I thought a lot about his words. Finding the elusive 'one' doesn't merely rely on the statistical fact that by meeting more people, you're increasing your chances of finding the right person. Yes, this is true, however, it runs deeper than that. It's finding out that your most desired quality in a partner is something that has never previously crossed your mind. It's discovering a need you didn't even know you had. It's realizing a specific characteristic that compliments your personality style in an unimaginable way. 

 

A traveler roams the world to gain a new perspective into his or her own life. The traveler does this by seeing new things, meeting new people, and being immersed in new cultures. Similarly, being an explorer in your own dating life allows you to gain new insight into your innermost wants and needs. You don't need to plan some big, extravagant worldwide journey. All it takes is the motivation to learn, grow, and discover what it is that makes you tick in a relationship.

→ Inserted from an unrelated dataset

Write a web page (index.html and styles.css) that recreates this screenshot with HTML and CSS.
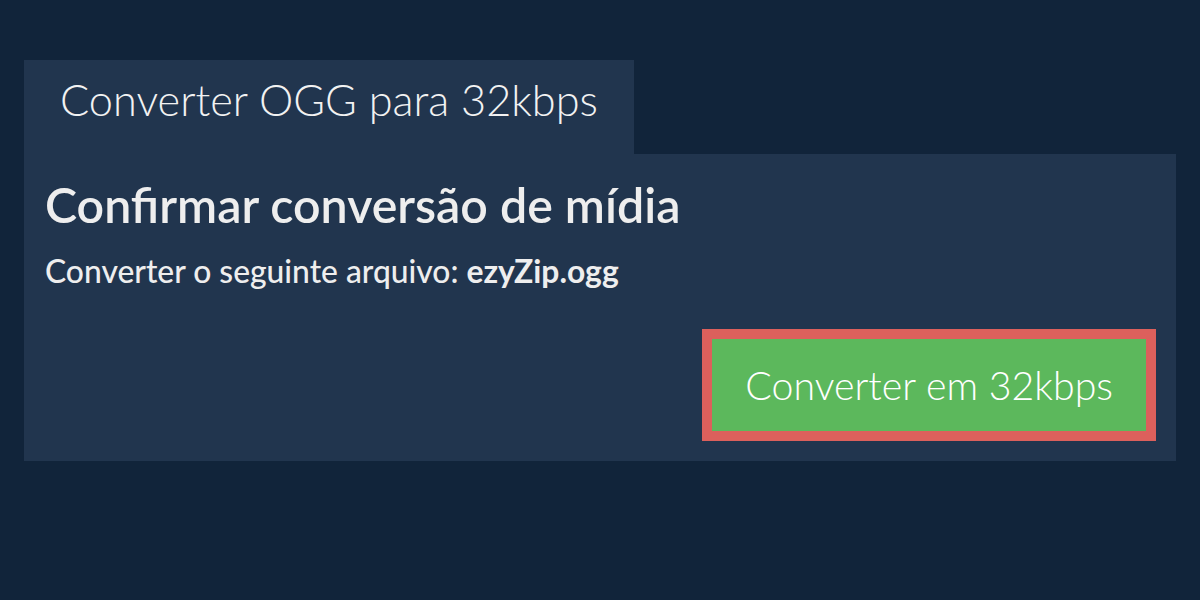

It takes courage to throw away pre-conceived notions of what constitutes the "perfect guy" and to open your mind. 

 

I had a feeling that my flight companion had a collection of advice assembled over the years. I wanted to adopt him as my second father so that he could bestow his wisdom on a daily basis. I would be so wise! Knowing that wasn’t possible, I asked for his business card instead. Our 2 hour, 4 minute flight had ended, and we parted ways, but his enthusiasm for life and wise advice remained. I went home that day and threw out my list assembled over the years of desired qualities in a man. I wiped clean the image in my mind of what his appearance needed to resemble. I hopped online and I signed up for an event I never thought I would attend.

 

I was going to be a traveler in my very own dating world.